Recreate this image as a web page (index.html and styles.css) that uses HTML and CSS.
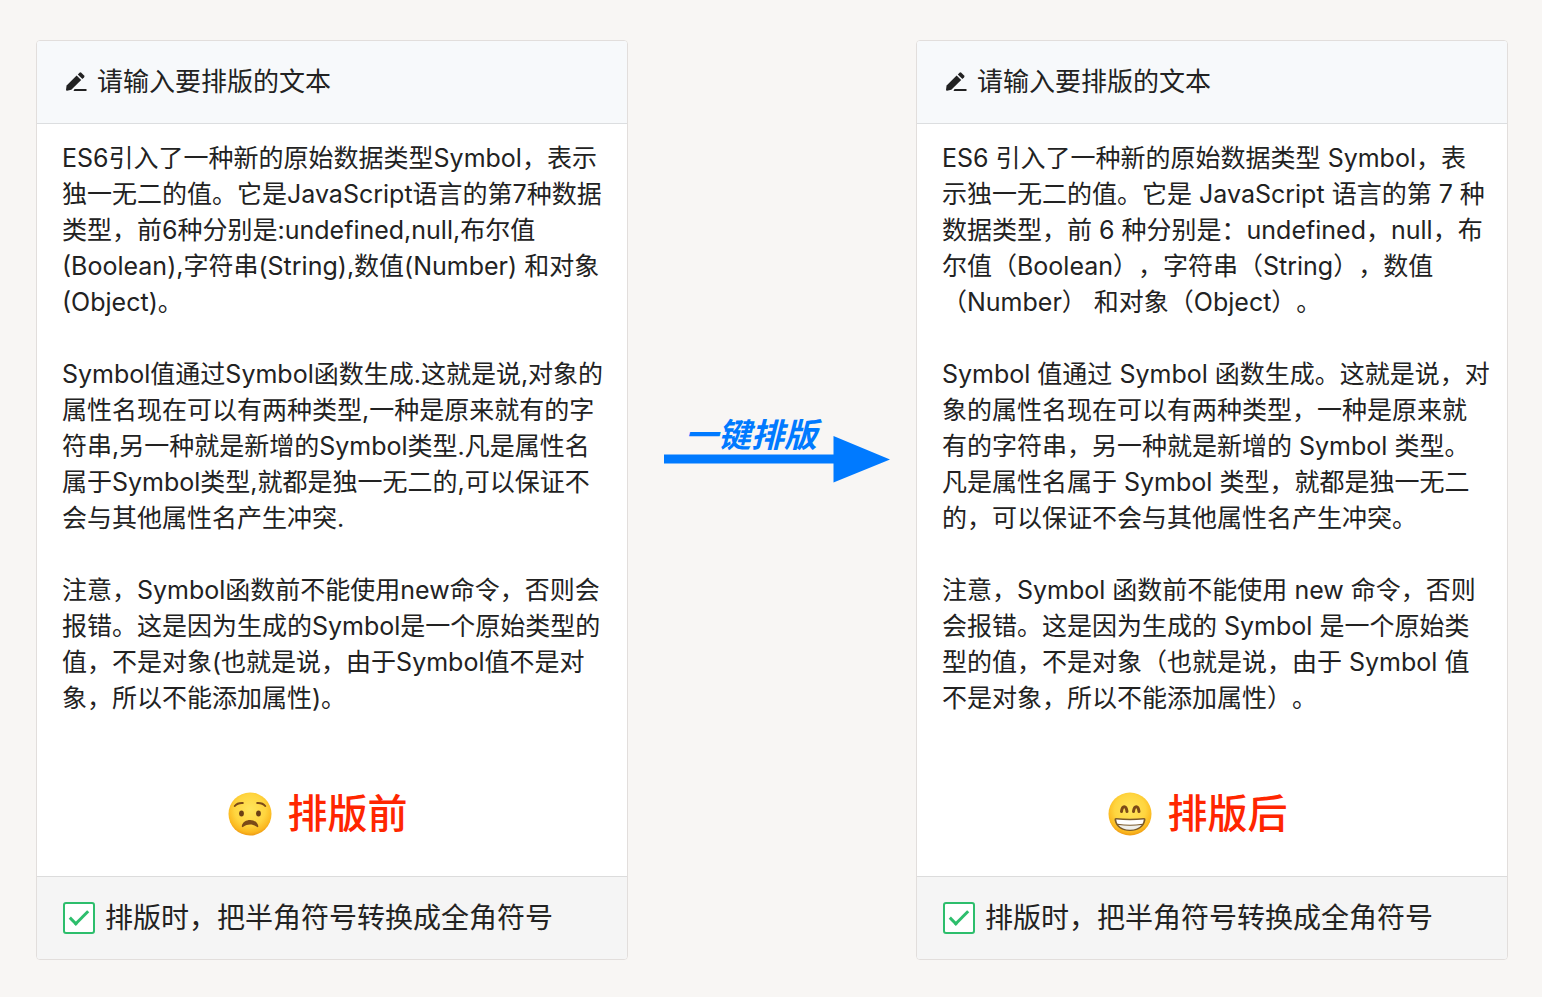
FILE: index.html
```html
<!DOCTYPE html>
<html lang="zh-CN">
<head>
    <meta charset="UTF-8">
    <meta name="viewport" content="width=device-width, initial-scale=1.0">
    <title>一键排版</title>
    <link rel="stylesheet" href="styles.css">
</head>
<body>
    <main class="compare">
        <section class="card">
            <label class="card-header" for="textBefore">
                <svg class="icon-edit" viewBox="0 0 24 22" aria-hidden="true">
                    <path d="M2 19.800q-1 0-1-1l.6-4.200L11.600 4.500l4.600 4.600L6.300 18.800z"/>
                    <path d="M12.800 3.400l1.700-1.700q.9-.8 1.800 0l2.800 2.800q.8.900 0 1.800l-1.700 1.700z"/>
                    <path d="M9.500 18h12v2h-13z"/>
                </svg>
                请输入要排版的文本
            </label>
            <div class="card-body">
                <textarea class="text" id="textBefore" rows="16" spellcheck="false">ES6引入了一种新的原始数据类型Symbol，表示
独一无二的值。它是JavaScript语言的第7种数据
类型，前6种分别是:undefined,null,布尔值
(Boolean),字符串(String),数值(Number) 和对象
(Object)。

Symbol值通过Symbol函数生成.这就是说,对象的
属性名现在可以有两种类型,一种是原来就有的字
符串,另一种就是新增的Symbol类型.凡是属性名
属于Symbol类型,就都是独一无二的,可以保证不
会与其他属性名产生冲突.

注意，Symbol函数前不能使用new命令，否则会
报错。这是因为生成的Symbol是一个原始类型的
值，不是对象(也就是说，由于Symbol值不是对
象，所以不能添加属性)。</textarea>
                <div class="caption">
                    <svg class="emoji" viewBox="0 0 44 44" aria-hidden="true">
                        <defs>
                            <radialGradient id="face" cx="50%" cy="40%" r="60%">
                                <stop offset="0" stop-color="#ffe55c"/>
                                <stop offset="0.6" stop-color="#ffd53f"/>
                                <stop offset="0.88" stop-color="#fbb81f"/>
                                <stop offset="1" stop-color="#ee9a14"/>
                            </radialGradient>
                        </defs>
                        <circle cx="22" cy="22" r="21.500" fill="url(#face)"/>
                        <path class="brow" d="M6.800 14q2.500-3.300 8-3M37.200 14q-2.500-3.300-8-3"/>
                        <ellipse cx="13.500" cy="21.500" rx="2.400" ry="3" fill="#6b4015"/>
                        <ellipse cx="30.500" cy="21.500" rx="2.400" ry="3" fill="#6b4015"/>
                        <path d="M13.800 34c1.500-8 15-8 16.500 0 .2 1.200-.8 1.400-1.500.8-4.200-3.200-9.300-3.200-13.500 0-.8.600-1.700.4-1.500-.8z" fill="#7c4a17"/>
                    </svg>
                    <span>排版前</span>
                </div>
            </div>
            <div class="card-footer">
                <input class="check" type="checkbox" id="convertBefore" checked>
                <label for="convertBefore">排版时，把半角符号转换成全角符号</label>
            </div>
        </section>

        <div class="arrow">
            <span class="arrow-label">一键排版</span>
            <svg class="arrow-line" viewBox="0 0 226 48" aria-hidden="true">
                <path d="M0 19.500h169.500V1L226 24.500 169.500 47.500V28.500H0z"/>
            </svg>
        </div>

        <section class="card">
            <label class="card-header" for="textAfter">
                <svg class="icon-edit" viewBox="0 0 24 22" aria-hidden="true">
                    <path d="M2 19.800q-1 0-1-1l.6-4.200L11.600 4.500l4.600 4.600L6.300 18.800z"/>
                    <path d="M12.800 3.400l1.700-1.700q.9-.8 1.800 0l2.800 2.800q.8.900 0 1.800l-1.700 1.700z"/>
                    <path d="M9.500 18h12v2h-13z"/>
                </svg>
                请输入要排版的文本
            </label>
            <div class="card-body">
                <textarea class="text" id="textAfter" rows="16" spellcheck="false">ES6 引入了一种新的原始数据类型 Symbol，表
示独一无二的值。它是 JavaScript 语言的第 7 种
数据类型，前 6 种分别是：undefined，null，布
尔值（Boolean），字符串（String），数值
（Number） 和对象（Object）。

Symbol 值通过 Symbol 函数生成。这就是说，对
象的属性名现在可以有两种类型，一种是原来就
有的字符串，另一种就是新增的 Symbol 类型。
凡是属性名属于 Symbol 类型，就都是独一无二
的，可以保证不会与其他属性名产生冲突。

注意，Symbol 函数前不能使用 new 命令，否则
会报错。这是因为生成的 Symbol 是一个原始类
型的值，不是对象（也就是说，由于 Symbol 值
不是对象，所以不能添加属性）。</textarea>
                <div class="caption">
                    <svg class="emoji" viewBox="0 0 44 44" aria-hidden="true">
                        <circle cx="22" cy="22" r="21.500" fill="url(#face)"/>
                        <path class="eye" d="M13.500 19.500c.8-6.500 4.700-6.500 5.500 0M25.500 19.500c.8-6.500 4.700-6.500 5.500 0"/>
                        <path d="M8 26q14 1.500 28 0 1.800 0 1.500 2C36 35.500 30 39 22 39S8 35.500 6.500 28Q6.200 26 8 26z" fill="#7b5a2a"/>
                        <path d="M8.200 27.500q13.800 1.500 27.600 0-.3 2.200-1.300 4.200-12.500 2-25 0-1-2-1.300-4.200z" fill="#fff"/>
                        <path d="M10.300 33q11.700 1.600 23.400 0-4 4.800-11.700 4.800T10.300 33z" fill="#f0f0ec"/>
                    </svg>
                    <span>排版后</span>
                </div>
            </div>
            <div class="card-footer">
                <input class="check" type="checkbox" id="convertAfter" checked>
                <label for="convertAfter">排版时，把半角符号转换成全角符号</label>
            </div>
        </section>
    </main>
</body>
</html>
```
FILE: styles.css
```css
* {
    box-sizing: border-box;
}

body {
    margin: 0;
    padding: 40px 34px 36px 36px;
    background-color: #f8f6f4;
    color: #222;
    font-family: Inter, "Noto Sans CJK SC", sans-serif;
    text-spacing-trim: space-all;
}

.compare {
    display: grid;
    grid-template-columns: 37fr 18fr 37fr;
}

.card {
    display: flex;
    flex-direction: column;
    min-width: 0;
    border: 1px solid #e2dedc;
    border-radius: 4px;
    background-color: #fff;
    overflow: hidden;
}

.card-header {
    display: flex;
    align-items: center;
    gap: 8px;
    padding: 20px 28px;
    border-bottom: 1px solid #dcdee0;
    background-color: #f7f9fb;
    font-size: 26px;
    line-height: 42px;
}

.icon-edit {
    width: 24px;
    height: 22px;
    fill: #222;
}

.card-body {
    padding: 16px 10px 32px 25px;
}

.text {
    display: block;
    width: 100%;
    padding: 0;
    border: none;
    outline: none;
    resize: none;
    overflow: hidden;
    background: none;
    color: inherit;
    font-family: inherit;
    font-size: 25px;
    line-height: 36px;
    white-space: pre;
}

.caption {
    display: flex;
    align-items: center;
    justify-content: center;
    gap: 16px;
    margin-top: 68px;
    padding-right: 44px;
    color: #ff2600;
    font-size: 40px;
    font-weight: 500;
    line-height: 60px;
}

.emoji {
    width: 44px;
    height: 44px;
}

.brow,
.eye {
    fill: none;
    stroke: #7c4a17;
    stroke-width: 2;
    stroke-linecap: round;
}

.eye {
    stroke-width: 3;
}

.card-footer {
    display: flex;
    align-items: center;
    gap: 10px;
    padding: 20px 26px;
    border-top: 1px solid #dcdcdc;
    background-color: #f5f5f5;
    font-size: 28px;
    line-height: 42px;
}

.check {
    position: relative;
    flex: none;
    appearance: none;
    width: 32px;
    height: 32px;
    margin: 0;
    border: 2px solid #2dbe6c;
    border-radius: 3px;
    background-color: #fff;
}

.check:checked::after {
    content: "";
    position: absolute;
    left: 9px;
    top: 2px;
    width: 7px;
    height: 16px;
    border: solid #2dbe6c;
    border-width: 0 3px 3px 0;
    transform: rotate(45deg);
}

.arrow {
    display: flex;
    flex-direction: column;
    padding: 377px 26px 0 36px;
    color: #007aff;
}

.arrow-label {
    padding-left: 21px;
    font-size: 33px;
    font-style: italic;
    font-weight: 700;
    line-height: 36px;
}

.arrow-line {
    width: 100%;
    margin-top: -18px;
    fill: #007aff;
}
```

--

Pull every line containing "styles" from the data.

§ Written solution:
Recreate this image as a web page (index.html and styles.css) that uses HTML and CSS.
    <link rel="stylesheet" href="styles.css">
FILE: styles.css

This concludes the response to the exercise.